While this was probably the highlight of our tour, we spent
most of our time in the graveyard around the corner. Here many of Corfu’s most
eminent families are buried and magnificent and poignant tombs mark their
demise. Hilary recounted numerous tales of dynasties and the rise and fall of
many an ambitious man.
One of the most touching however, was the tomb erected to
the memory of girl of twenty one. She is depicted in bas relief, holding a book
and with one of her feet protruding from the frieze, as if she could just step
out. Beside her is a flower, broken in full bloom. One can only imagine the
heartbreak of her parents who were buried many years later in the same grave.
Hilary remarked on the parallel with the Gorgon also being
depicted in bas relief albeit two and a half thousand years earlier.
The peace of the place on such a beautiful morning affected
us all. The airport is less than one hundred metres away but you would never
have guessed it.
We rounded off the morning in a café in the heart of old Garitsa.
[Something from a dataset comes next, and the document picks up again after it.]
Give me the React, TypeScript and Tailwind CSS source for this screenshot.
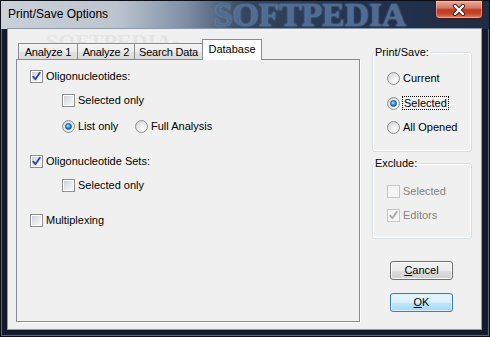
import React from "react";

const font = "font-['Liberation_Sans',Arial,sans-serif]";

function CheckBox({ checked, disabled }: { checked?: boolean; disabled?: boolean }) {
  return (
    <span
      className={
        "relative flex h-[13px] w-[13px] shrink-0 items-center justify-center border " +
        (disabled ? "border-[#c5c5c5] bg-[#f7f7f7]" : "border-[#8e8f8f] bg-white")
      }
    >
      <span
        className={
          "h-[9px] w-[9px] " +
          (disabled
            ? "bg-[#f4f4f4]"
            : "bg-[linear-gradient(135deg,#cdd1d7_0%,#e8e9eb_55%,#f8f8f8_100%)]")
        }
      />
      {checked && (
        <svg className="absolute left-0 top-0" width="11" height="11" viewBox="0 0 11 11">
          <path
            d="M2.2 5.6 L4.4 8.2 L8.8 1.8"
            fill="none"
            stroke={disabled ? "#a8a8a8" : "#2a43a8"}
            strokeWidth="1.8"
            strokeLinecap="round"
            strokeLinejoin="round"
          />
        </svg>
      )}
    </span>
  );
}

function Radio({ checked }: { checked?: boolean }) {
  return (
    <span className="flex h-[13px] w-[13px] shrink-0 items-center justify-center rounded-full border border-[#8e8f8f] bg-[radial-gradient(circle_at_65%_70%,#ffffff_0%,#e6e7e9_50%,#c9ccd1_100%)]">
      {checked && (
        <span className="h-[7px] w-[7px] rounded-full border border-[#1c4f8c] bg-[radial-gradient(circle_at_40%_35%,#bfeaff_0%,#2d96e0_45%,#0d4c97_100%)]" />
      )}
    </span>
  );
}

function Tab({ label, width, active }: { label: string; width: string; active?: boolean }) {
  if (active) {
    return (
      <div className={`-ml-px flex h-[21px] ${width} items-start justify-center border-x border-t border-[#898c95] bg-white pt-[3px] text-[11px] leading-[13px] text-black`}>
        {label}
      </div>
    );
  }
  return (
    <div className={`-ml-px mb-px flex h-[16px] ${width} items-center justify-center whitespace-nowrap border-x border-t border-[#898c95] bg-[linear-gradient(#f4f4f4,#ececec_50%,#e2e2e2_51%,#dcdcdc)] pt-[1px] text-[11px] leading-[13px] tracking-[-0.2px] text-black first:ml-0`}>
      {label}
    </div>
  );
}

export default function App() {
  return (
    <div className={`${font} relative flex h-[337px] w-[490px] flex-col overflow-hidden bg-[#131b2a] shadow-[inset_0_0_0_1px_#0a0f18,inset_0_0_0_2px_#5b6779,inset_0_0_0_3px_#18202f]`}>
      {/* Title bar */}
      <div className="relative flex h-[29px] shrink-0 items-start justify-between bg-[linear-gradient(90deg,#ccd1d8_0%,#bcc4cf_24%,#7d8ea5_38%,#34465f_50%,#223250_72%,#1f2c42_100%)] shadow-[inset_0_1px_0_#0a0f18,inset_1px_0_0_#0a0f18,inset_-1px_0_0_#0a0f18]">
        <span className="pointer-events-none absolute left-[214px] top-0 font-['Liberation_Serif',serif] text-[34px] font-bold leading-[29px] tracking-[-0.3px] text-[#4f6d93] [text-shadow:0_0_2px_#7f9ab8]">
          SOFTPEDIA
        </span>
        <span className="relative ml-[8px] mt-[7px] text-[12px] leading-[15px] text-black">
          Print/Save Options
        </span>
        <div className="relative mr-[7px] flex h-[19px] w-[48px] items-center justify-center rounded-b-[4px] rounded-t-[1px] border border-[#4a1a12] bg-[linear-gradient(#e9ad9c_0%,#d57a65_40%,#c23b22_52%,#c4442b_75%,#db8a6c_100%)] shadow-[inset_0_0_0_1px_rgba(255,210,195,0.45)]">
          <svg width="14" height="12" viewBox="0 0 14 12">
            <path d="M3 2 L11 10 M11 2 L3 10" stroke="#4b1e18" strokeWidth="4.2" strokeLinecap="round" />
            <path d="M3 2 L11 10 M11 2 L3 10" stroke="#ffffff" strokeWidth="2.4" strokeLinecap="round" />
          </svg>
        </div>
      </div>

      {/* Frame + client */}
      <div className="flex pl-[8px] pr-[9px]">
        <div className="relative flex h-[300px] w-[473px] bg-[#f0f0f0] shadow-[0_0_0_1px_#8e99a8]">
          {/* faint watermark */}
          <span className="pointer-events-none absolute left-[38px] top-[1px] font-['Liberation_Serif',serif] text-[22px] font-bold leading-[24px] text-[#e4e4e4]">
            SOFTPEDIA<sup className="text-[7px]">™</sup>
          </span>
          <span className="pointer-events-none absolute left-[80px] top-[31px] text-[9px] font-bold leading-[10px] text-[#e0e0e0]">
            www.softpedia.com
          </span>

          {/* Left: tab control */}
          <div className="relative flex flex-col pl-[8px] pt-[10px]">
            <div className="relative z-10 -mb-px flex h-[21px] items-end pl-[2px]">
              <Tab label="Analyze 1" width="w-[60px]" />
              <Tab label="Analyze 2" width="w-[58px]" />
              <Tab label="Search Data" width="w-[69px]" />
              <Tab label="Database" width="w-[60px]" active />
            </div>
            <div className="flex h-[263px] w-[344px] flex-col border border-[#898c95] bg-[#f0f0f0] pl-[13px] pt-[10px] text-[11px] leading-[13px] text-black shadow-[1px_1px_0_#ffffff]">
              <label className="flex items-center gap-[3px]">
                <CheckBox checked />
                <span>Oligonucleotides:</span>
              </label>
              <label className="ml-[32px] mt-[11px] flex items-center gap-[3px]">
                <CheckBox />
                <span>Selected only</span>
              </label>
              <div className="ml-[32px] mt-[13px] flex items-center">
                <label className="flex w-[73px] items-center gap-[3px]">
                  <Radio checked />
                  <span>List only</span>
                </label>
                <label className="flex items-center gap-[3px]">
                  <Radio />
                  <span>Full Analysis</span>
                </label>
              </div>
              <label className="mt-[22px] flex items-center gap-[3px]">
                <CheckBox checked />
                <span>Oligonucleotide Sets:</span>
              </label>
              <label className="ml-[32px] mt-[11px] flex items-center gap-[3px]">
                <CheckBox />
                <span>Selected only</span>
              </label>
              <label className="mt-[22px] flex items-center gap-[3px]">
                <CheckBox />
                <span>Multiplexing</span>
              </label>
            </div>
          </div>

          {/* Right column */}
          <div className="ml-[12px] flex flex-col pt-[17px] text-[11px] leading-[13px] text-black">
            <fieldset className="w-[100px] rounded-[3px] border border-[#d5dfe5] shadow-[inset_0_0_0_1px_#ffffff]">
              <legend className="ml-[1px] px-[1px]">Print/Save:</legend>
              <div className="flex flex-col gap-[11px] pb-[17px] pl-[14px] pt-[13px]">
                <label className="flex items-center gap-[3px]">
                  <Radio />
                  <span>Current</span>
                </label>
                <label className="flex items-center gap-[2px]">
                  <Radio checked />
                  <span className="border border-dotted border-black px-px leading-[12px]">Selected</span>
                </label>
                <label className="flex items-center gap-[3px]">
                  <Radio />
                  <span>All Opened</span>
                </label>
              </div>
            </fieldset>

            <fieldset className="mt-[5px] w-[100px] rounded-[3px] border border-[#d5dfe5] shadow-[inset_0_0_0_1px_#ffffff]">
              <legend className="ml-[1px] px-[1px]">Exclude:</legend>
              <div className="flex flex-col gap-[11px] pb-[16px] pl-[14px] pt-[15px] text-[#838383]">
                <label className="flex items-center gap-[3px]">
                  <CheckBox disabled />
                  <span>Selected</span>
                </label>
                <label className="flex items-center gap-[3px]">
                  <CheckBox checked disabled />
                  <span>Editors</span>
                </label>
              </div>
            </fieldset>

            <button className="ml-[18px] mt-[22px] flex h-[19px] w-[63px] items-center justify-center rounded-[3px] border border-[#707070] bg-[linear-gradient(#f2f2f2,#ebebeb_50%,#dddddd_51%,#cfcfcf)] shadow-[inset_0_0_0_1px_#fcfcfc] text-[11px] leading-[13px] text-black">
              <span>
                <span className="underline underline-offset-1">C</span>ancel
              </span>
            </button>
            <button className="ml-[18px] mt-[13px] flex h-[19px] w-[63px] items-center justify-center rounded-[3px] border border-[#3c7fb1] bg-[linear-gradient(#eaf6fd,#d9f0fc_50%,#bee6fd_51%,#a7d9f5)] shadow-[inset_0_0_0_1px_#d8f0fc] text-[11px] leading-[13px] text-black">
              <span>
                <span className="underline underline-offset-1">O</span>K
              </span>
            </button>
          </div>
        </div>
      </div>
    </div>
  );
}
It was a December of bells. Not sleigh bells but sheep
bells. Rattling and clanking across the fields as up to fifty animals are moved
to better pastures, each one precious enough to have its own bell in case it
gets lost. And each bell different and handmade. Brass, faded or glinting in
the sunshine, decorated or too tarnished to show a pattern, long with a pretty
chain or short with an old leather tie. But each one with that lonely plaintive
sound, mingling together to form a cacophony.
The afternoon is
quite often sunny here and I take the opportunity to lie out in the hammock
before the darkness falls. I read a bit and then invariably doze off, my dreams
interspersed with the sheep bells as they are herded across the valley below,
the cacophony becoming running water in my sleep laden brain. I wake and look
around at the olive trees and the stillness.
I am reading James Angelos book on the Greek economic catastrophe.
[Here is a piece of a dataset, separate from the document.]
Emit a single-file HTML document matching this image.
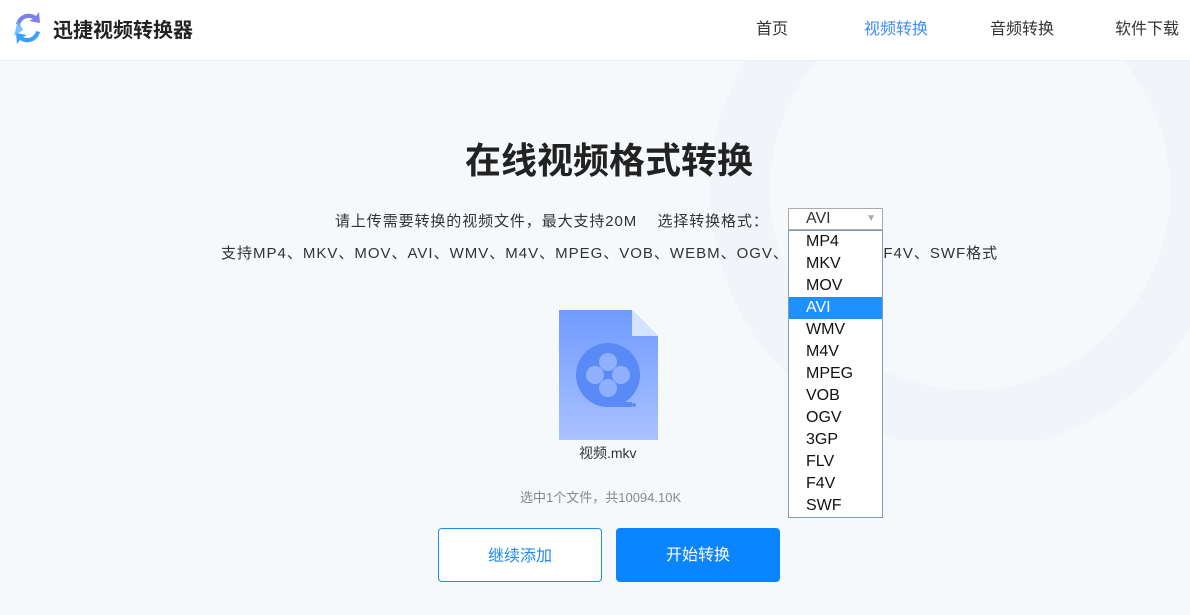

And I think what is this country I have come to. Full of contradictions and
turmoil. Mirroring Ireland in so many ways but then seeming to walk itself into
deepening chaos. The agricultural base, the years of domination by other powers,
the stunningly beautiful country side, surrounded by water, all paralleling
Ireland’s history. But it cannot seem to pull itself out of the economic mire. Is
it the weight of the early Greek civilisation that they feel they have to live
up to or is it that they feel they have nothing to prove given what their
forbears did for the world.
The night is so absolute here. No glow from a town to dilute
the starry sky. But the moon was in its crescent phase for much of the month
and is only now giving us some light at night. It was a month of storms too. Storms
that had no moon to illuminate the deep inky blackness. When lightning streaked
across the sky it was the more intense for its murky background. So you make
the most of the daylight before going in
to light a fire. Or there is always a welcome at the cafeneion where the Greeks
keep company on the winter nights.
As we approach the shortest day of the year and move towards a new year, it is easy to see how Greeks can become distracted from the mundanities of life. With their wonderful, complex and intricate language, their commitment to φιλοχενια or filoxenia, literally love of the foreigner or hospitality, and the extremes of nature playing out all around them, what’s a few points on the stock exchange to make international bonds beyond the country’s reach.
The bell may toll on Wall Street to end a day’s trading but
it will never sound as well as the bells that wake me from my afternoon nap!